NICHD grant (R01HD22614) (to M.K.)

Abstract

Current psycholinguistic research generally acknowledges that aspects of sentence comprehension benefit from neural preactivation of different types of information. However, despite strong support from a number of studies, routine specific word form preactivation has been challenged by Ito, Corley, Pickering, Martin, and Nieuwland (2016). They suggest that word form prediction is contingent upon having enough processing time and resources (afforded by slower input rates) to progress through unidirectional, productionlike stages of comprehension to arrive at word forms via semantic feature preactivation. This conclusion is based on findings from their ERP study, which used a related anomaly paradigm and reported form preactivation at a slow (700 ms) word presentation rate but not a faster one (500 ms). The present experimental design is a conceptual replication of Ito et al. (2016), testing young adults by measuring ERP amplitudes to unpredictable words related either semantically/associatively or orthographically to predictable sentence continuations, relative to unrelated continuations.

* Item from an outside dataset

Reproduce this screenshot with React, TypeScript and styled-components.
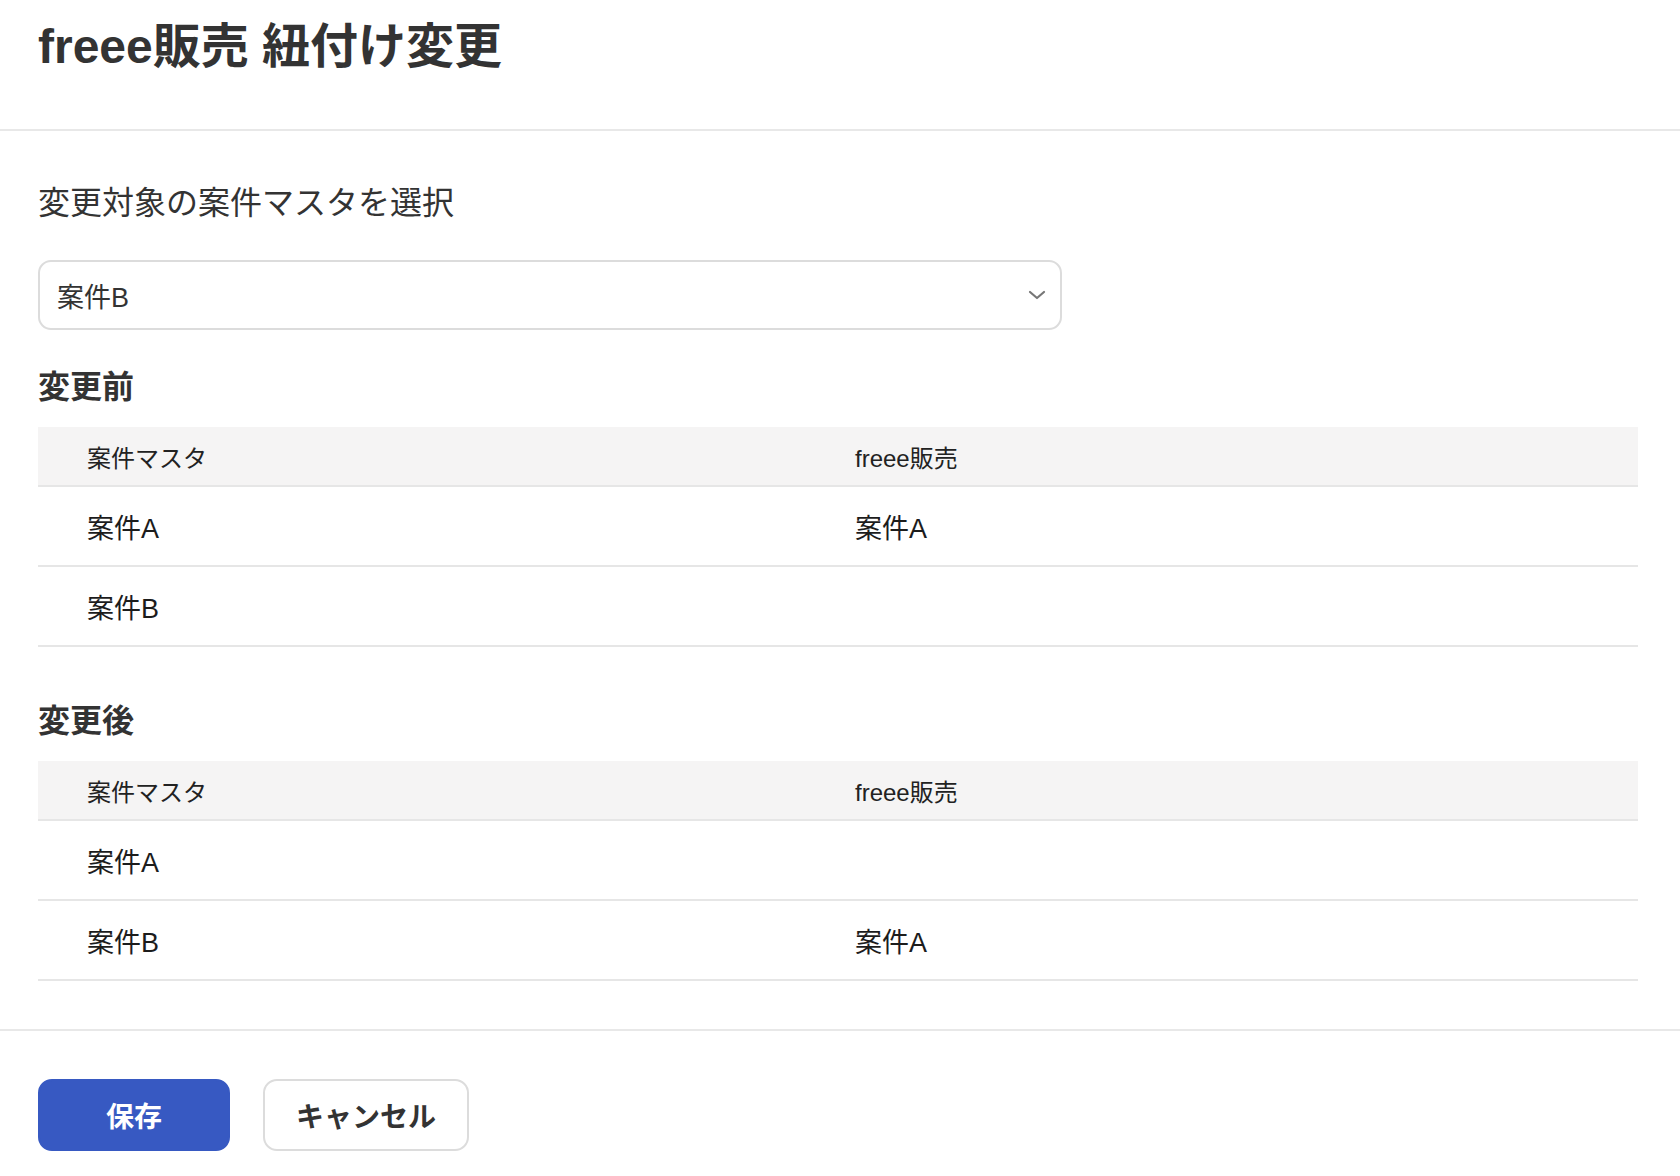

Results showed that, at a visual presentation rate of two words per second, both types of related words show similarly reduced N400s, as well as varying degrees of increased posterior post-N400 positivity. These findings indicate that word form preactivation during sentence comprehension is detectable along a similar time course as semantic feature preactivation, and such processing does not necessarily require additional time beyond that afforded by near-normal reading rates.